The objective of this project is to develop an integrated research and educational program on high frequency thermally actuated nano-electromechanical resonant devices and systems. This includes experimental demonstration and characterization of VHF and UHF thermal-piezoresistive resonators and self-sustained oscillators and developing solutions to major technological barriers such as nanoscale batch fabrication, and temperature and process compensation of such devices.
Intellectual Merit: Micro/nanomechanical resonant devices hold the promise of unprecedented opportunities in sensory and electronic frequency referencing/filtering applications. Almost all the existing research on high frequency electromechanical resonators has been focused on piezoelectric and electrostatic transduction mechanisms. Thermal actuation, despite having several advantages, has generally been considered a slow mechanism only suitable for low-frequency applications. However, recent theoretical analysis and preliminary results have demonstrated not only the viability, but also superiority and uniqueness of thermal actuation for high frequency applications.
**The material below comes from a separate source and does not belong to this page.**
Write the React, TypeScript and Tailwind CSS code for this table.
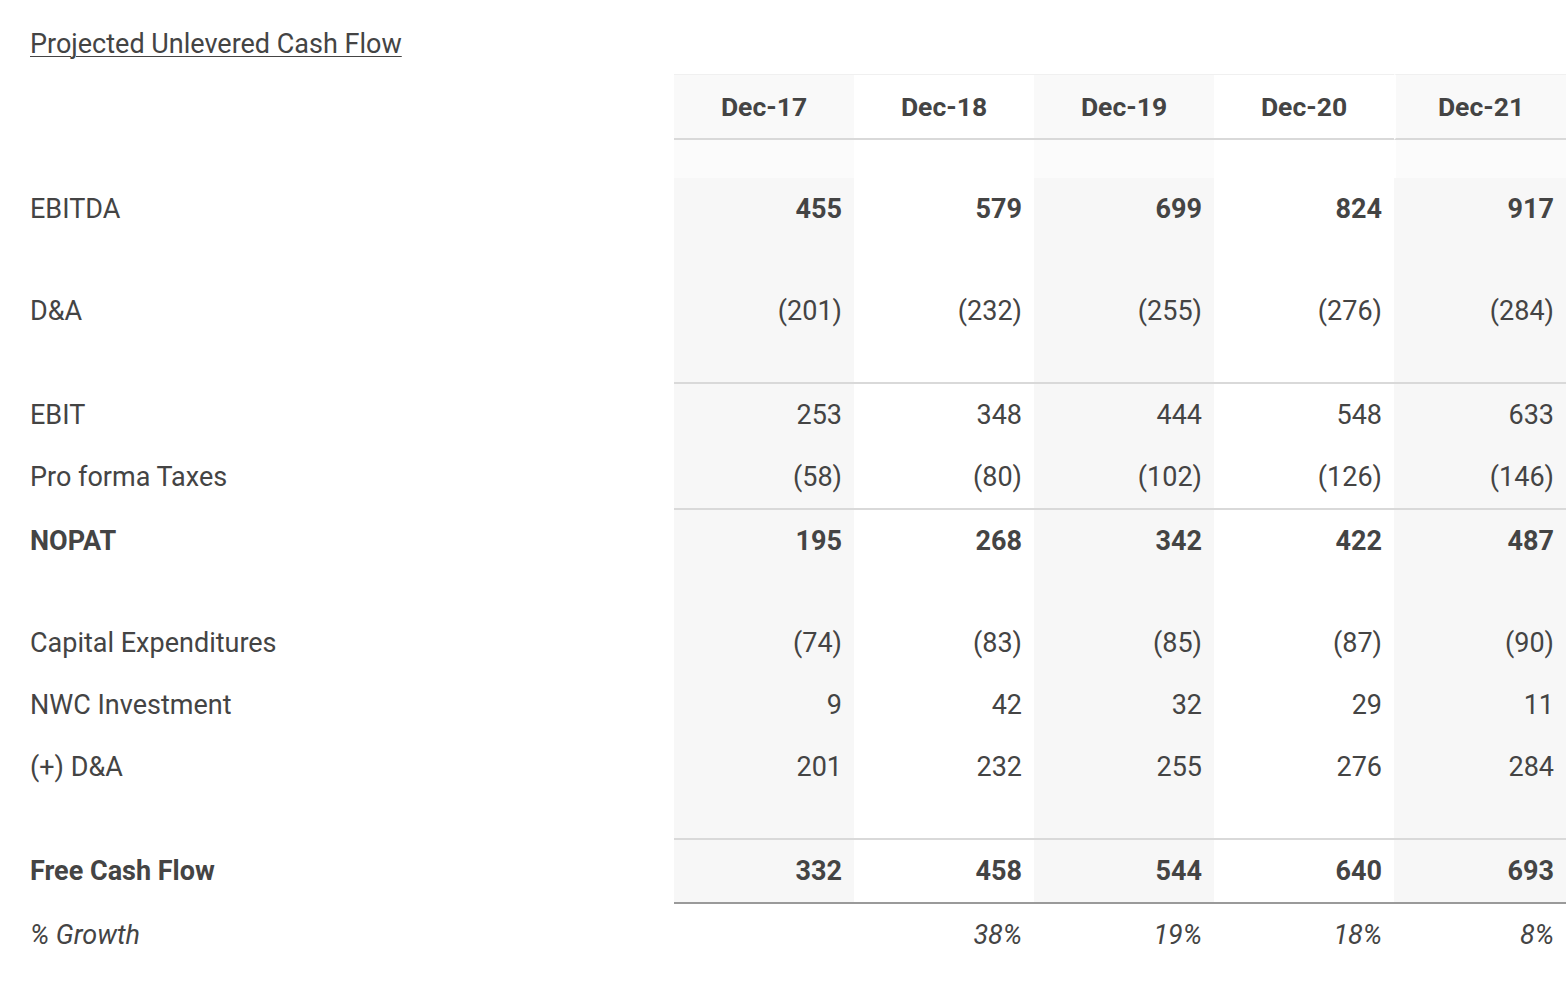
import React from 'react';

type Row =
  | { kind: 'spacer'; h: string; light?: boolean }
  | {
      kind: 'data';
      label: string;
      values: string[];
      boldLabel?: boolean;
      boldValues?: boolean;
      italic?: boolean;
      topRule?: boolean;
      bottomRule?: boolean;
    };

const years = ['Dec-17', 'Dec-18', 'Dec-19', 'Dec-20', 'Dec-21'];

const rows: Row[] = [
  { kind: 'spacer', h: 'h-[38px]', light: true },
  { kind: 'data', label: 'EBITDA', values: ['455', '579', '699', '824', '917'], boldValues: true },
  { kind: 'spacer', h: 'h-[40px]' },
  { kind: 'data', label: 'D&A', values: ['(201)', '(232)', '(255)', '(276)', '(284)'] },
  { kind: 'spacer', h: 'h-[40px]' },
  { kind: 'data', label: 'EBIT', values: ['253', '348', '444', '548', '633'], topRule: true },
  { kind: 'data', label: 'Pro forma Taxes', values: ['(58)', '(80)', '(102)', '(126)', '(146)'] },
  { kind: 'data', label: 'NOPAT', values: ['195', '268', '342', '422', '487'], topRule: true, boldLabel: true, boldValues: true },
  { kind: 'spacer', h: 'h-[40px]' },
  { kind: 'data', label: 'Capital Expenditures', values: ['(74)', '(83)', '(85)', '(87)', '(90)'] },
  { kind: 'data', label: 'NWC Investment', values: ['9', '42', '32', '29', '11'] },
  { kind: 'data', label: '(+) D&A', values: ['201', '232', '255', '276', '284'] },
  { kind: 'spacer', h: 'h-[40px]' },
  {
    kind: 'data',
    label: 'Free Cash Flow',
    values: ['332', '458', '544', '640', '693'],
    topRule: true,
    bottomRule: true,
    boldLabel: true,
    boldValues: true,
  },
  { kind: 'data', label: '% Growth', values: ['', '38%', '19%', '18%', '8%'], italic: true },
];

const grid = 'grid grid-cols-[674px_180px_180px_180px_180px_172px]';

// shaded columns: Dec-17, Dec-19, Dec-21
const shade = (i: number) => (i % 2 === 0 ? 'bg-[#f7f7f7]' : 'bg-white');

const App = () => {
  return (
    <div className="min-h-screen w-full bg-white pt-[28px] text-[#444] font-['Roboto','Liberation_Sans',sans-serif]">
      <h1 className="pl-[30px] text-[27px] leading-[32px] underline underline-offset-[3px] decoration-1 mb-[14px]">
        Projected Unlevered Cash Flow
      </h1>

      {/* header */}
      <div className={grid}>
        <div />
        {years.map((y, i) => (
          <div
            key={y}
            className={`h-[66px] pt-[1px] border-t border-t-[#f0f0f0] border-b-2 border-b-[#d9d9d9] flex items-center justify-center text-[26.5px] font-bold ${
              i % 2 === 0 ? 'bg-[#f9f9f9]' : 'bg-white'
            } ${i === 4 ? 'border-l-2 border-l-white' : ''}`}
          >
            {y}
          </div>
        ))}
      </div>

      {rows.map((r, idx) => {
        if (r.kind === 'spacer') {
          return (
            <div key={idx} className={grid}>
              <div className={r.h} />
              {years.map((y, i) => (
                <div
                  key={y}
                  className={`${r.h} ${
                    i % 2 === 0 ? (r.light ? 'bg-[#fbfbfb]' : 'bg-[#f7f7f7]') : 'bg-white'
                  } ${r.light && i === 4 ? 'border-l-2 border-l-white' : ''}`}
                />
              ))}
            </div>
          );
        }
        const rule = `${r.topRule ? 'border-t-2 border-t-[#d9d9d9]' : ''} ${
          r.bottomRule ? 'border-b-2 border-b-[#9a9a9a]' : ''
        }`;
        return (
          <div key={idx} className={grid}>
            <div
              className={`h-[62px] pl-[30px] flex items-center text-[27px] ${r.topRule ? 'mt-[2px]' : ''} ${
                r.boldLabel ? 'font-bold' : ''
              } ${r.italic ? 'italic' : ''}`}
            >
              {r.label}
            </div>
            {r.values.map((v, i) => (
              <div
                key={i}
                className={`flex items-center justify-end pr-[12px] pt-[1px] text-[27px] ${rule} ${
                  r.italic ? 'italic bg-white' : shade(i)
                } ${r.boldValues ? 'font-bold' : ''} ${
                  r.topRule && r.bottomRule ? 'h-[66px]' : r.topRule ? 'h-[64px]' : 'h-[62px]'
                }`}
              >
                {v}
              </div>
            ))}
          </div>
        );
      })}
    </div>
  );
};

export default App;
Broader Impact: At the fundamental level this effort could open-up a number of new unexplored research avenues in nanoscience and technology. At the practical level, the developed technologies can provide new opportunities in wireless communications and sensory applications. This project will contribute to training of the next generation of M/NEMS experts by involving and educating graduate and undergraduate researchers. Major educational activities that will be integrated along with the research activities include graduate/undergraduate lab module developments, K-12 outreach through nano boot-camps and teacher workshops, and dissemination of results to the technical community and general public. Special efforts will be undertaken to encourage participation of students from underrepresented groups.